Denial [Movie Tie-in] Read online

Page 4


  I was also disturbed by the ambiguous response to them in certain quarters. During the 1990s, student newspapers on many American campuses accepted advertisements denying the Holocaust. They did so, despite the fact that these papers had a policy to reject ads that were hostile to an ethnic or religious group. When criticized by other students on their campuses, the editors of these papers—some of whom were Jews—protested that these ads were not antisemitic; they simply denied the Holocaust. I was more concerned by their inability to recognize Holocaust denial as a form of antisemitism than by the deniers themselves. These editorial boards argued that their papers were obliged to be forums for “diverse opinions” and to “tell all sides of the issue.” I was struck by their elevation of denial to an “opinion” and wondered what “issue”?

  The general media was equally blindsided by denial. Radio and television talk show hosts treated denial as an intriguing idea. When I received invitations to debate deniers, I consistently declined, explaining that while many things about the Holocaust are open to debate, the existence of the event is not. One producer, anxious to get me to reconsider, said, “Shouldn’t our listeners hear the other side?” Their conception of denial as an “other” side convinced me that it was essential to expose the illusion of reasoned inquiry that concealed deniers’ claims.6

  My concern about deniers further escalated when I learned in 1988 that David Irving, the well-known author of an array of books dealing with various aspects of World War II and Nazi Germany, was now publicly denying the Holocaust. Born in 1938, Irving was the son of a book illustrator and a British naval officer, whose boat was torpedoed in 1942. According to Irving, his father survived but did not return home, leaving his wife and four children in what Irving claims was a state of “very reduced circumstances.” Irving studied at London University but never completed his degree. He left the university and found employment in Germany’s Ruhr Valley as a steelworker. While there he perfected his German. Upon his return to England in the early 1960s, he supported himself by writing articles about Germany. According to Irving, within a few months he was earning so much money that he abandoned his attempt to get a degree and devoted himself to a career of writing about history.

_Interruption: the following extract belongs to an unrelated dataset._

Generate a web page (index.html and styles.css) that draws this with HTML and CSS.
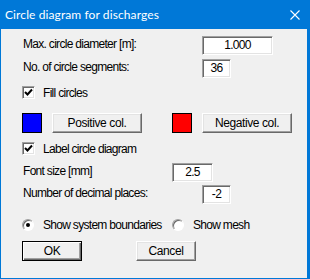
FILE: index.html
```html
<!DOCTYPE html>
<html lang="en">
<head>
    <meta charset="UTF-8">
    <title>Circle diagram for discharges</title>
    <link rel="stylesheet" href="styles.css">
</head>
<body>
<div class="dialog">
    <div class="titlebar">
        <span class="title">Circle diagram for discharges</span>
        <svg class="close" width="10" height="10" viewBox="0 0 10 10">
            <path d="M0.5 0.5 L9.5 9.5 M9.5 0.5 L0.5 9.5" stroke="#fff" stroke-width="1.1" fill="none"/>
        </svg>
    </div>

    <div class="content">
        <div class="row row-diam">
            <span class="label">Max. circle diameter [m]:</span>
            <div class="field field-wide">1.000</div>
        </div>
        <div class="row row-seg">
            <span class="label">No. of circle segments:</span>
            <div class="field field-small">36</div>
        </div>

        <div class="check row-fill">
            <span class="checkbox">
                <svg width="9" height="9" viewBox="0 0 9 9"><path d="M1 4 L3.5 6.5 L8 1.5" stroke="#000" stroke-width="2" fill="none"/></svg>
            </span>
            <span>Fill circles</span>
        </div>

        <div class="colors">
            <span class="swatch blue"></span>
            <div class="button">Positive col.</div>
            <span class="swatch red"></span>
            <div class="button">Negative col.</div>
        </div>

        <div class="check row-label">
            <span class="checkbox">
                <svg width="9" height="9" viewBox="0 0 9 9"><path d="M1 4 L3.5 6.5 L8 1.5" stroke="#000" stroke-width="2" fill="none"/></svg>
            </span>
            <span>Label circle diagram</span>
        </div>

        <div class="row row-font">
            <span class="label label-short">Font size [mm]</span>
            <div class="field field-mid">2.5</div>
        </div>
        <div class="row row-dec">
            <span class="label">Number of decimal places:</span>
            <div class="field field-small">-2</div>
        </div>

        <div class="radios">
            <div class="radio-item first">
                <span class="radio checked"></span>
                <span>Show system boundaries</span>
            </div>
            <div class="radio-item">
                <span class="radio"></span>
                <span>Show mesh</span>
            </div>
        </div>

        <div class="actions">
            <div class="button default">OK</div>
            <div class="button">Cancel</div>
        </div>
    </div>
</div>
</body>
</html>
```

FILE: styles.css
```css
body {
    margin: 0;
    font-family: "Liberation Sans", Arial, sans-serif;
    font-size: 12px;
    letter-spacing: -0.7px;
    color: #000;
    background: #fff;
}

.dialog {
    width: 306px;
    height: 278px;
    border: 1px solid #0078d7;
    border-right-width: 3px;
    border-top: none;
    background-color: #f0f0f0;
    display: flex;
    flex-direction: column;
}

.titlebar {
    height: 29px;
    background-color: #0078d7;
    display: flex;
    align-items: center;
    padding-left: 4px;
    padding-right: 7px;
}

.title {
    flex: 1;
    color: #fff;
    font-family: Lato, "Noto Sans", sans-serif;
    font-size: 12px;
    letter-spacing: 0.1px;
}

.content {
    padding: 7px 0 0 21px;
    display: flex;
    flex-direction: column;
}

.row {
    display: flex;
    align-items: flex-start;
    height: 19px;
}

.label {
    width: 179px;
    padding-left: 1px;
    padding-top: 1px;
    line-height: 14px;
}

.label-short {
    width: 149px;
}

.row-seg { margin-top: 4px; }
.row-fill { margin-top: 8px; }
.colors { margin-top: 13px; }
.row-label { margin-top: 9px; }
.row-font { margin-top: 8px; }
.row-dec { margin-top: 3px; }
.radios { margin-top: 14px; }
.actions { margin-top: 10px; }

.field {
    box-sizing: border-box;
    height: 19px;
    background: #fff;
    border-top: 1px solid #a0a0a0;
    border-left: 1px solid #a0a0a0;
    border-right: 1px solid #fff;
    border-bottom: 1px solid #fff;
    box-shadow: inset 1px 1px 0 #696969, inset -1px -1px 0 #e3e3e3;
    text-align: center;
    line-height: 17px;
}

.field-wide { width: 71px; }
.field-small { width: 29px; }
.field-mid { width: 41px; }

.check {
    display: flex;
    align-items: center;
    height: 13px;
    gap: 8px;
}

.checkbox {
    box-sizing: border-box;
    width: 13px;
    height: 13px;
    background: #fff;
    border-top: 1px solid #a0a0a0;
    border-left: 1px solid #a0a0a0;
    border-right: 1px solid #fff;
    border-bottom: 1px solid #fff;
    box-shadow: inset 1px 1px 0 #696969, inset -1px -1px 0 #e3e3e3;
    display: flex;
    align-items: center;
    justify-content: center;
}

.colors {
    display: flex;
    align-items: center;
    height: 21px;
}

.swatch {
    box-sizing: border-box;
    width: 20px;
    height: 20px;
    border: 1px solid #000;
    margin-top: 1px;
}

.blue {
    background-color: #0000ff;
    margin-right: 10px;
}

.red {
    background-color: #ff0000;
    margin-left: 30px;
    margin-right: 10px;
}

.button {
    box-sizing: border-box;
    width: 90px;
    height: 20px;
    background-color: #f0f0f0;
    border-top: 1px solid #fff;
    border-left: 1px solid #fff;
    border-right: 1px solid #696969;
    border-bottom: 1px solid #696969;
    box-shadow: inset -1px -1px 0 #a0a0a0, inset 1px 1px 0 #e3e3e3;
    text-align: center;
    line-height: 18px;
    letter-spacing: -0.4px;
}

.radios {
    display: flex;
    align-items: center;
    height: 13px;
}

.radio-item {
    display: flex;
    align-items: center;
    gap: 9px;
}

.radio-item.first {
    width: 150px;
}

.radio {
    box-sizing: border-box;
    width: 12px;
    height: 12px;
    border-radius: 50%;
    background: #fff;
    border: 1px solid;
    border-color: #a0a0a0 #fff #fff #a0a0a0;
    box-shadow: inset 1px 1px 0 #696969;
    display: flex;
    align-items: center;
    justify-content: center;
}

.radio.checked::after {
    content: "";
    width: 4px;
    height: 4px;
    border-radius: 50%;
    background: #000;
}

.actions {
    display: flex;
    gap: 54px;
}

.actions .button {
    width: 60px;
}

.button.default {
    border: 1px solid #000;
    box-shadow: inset 1px 1px 0 #fff, inset -1px -1px 0 #696969, inset -2px -2px 0 #a0a0a0;
}
```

  His first book, The Destruction of Dresden, appeared when he was only twenty-five. A scathing attack on the Allies for having bombed this German medieval city in the final months of the war, the book was a critical and commercial success. Irving wrote a number of other books in quick succession. In 1967, he published Accident: The Death of General Sikorski, in which he suggested that Sikorski, Poland’s exiled leader, had been murdered on Winston Churchill’s orders. The book aroused great controversy upon publication, particularly since there exists no documentary evidence of a Churchill assassination order. When another author attacked Irving’s claims about Churchill and Sikorski, Irving unsuccessfully sued. He was compelled to pay the legal costs.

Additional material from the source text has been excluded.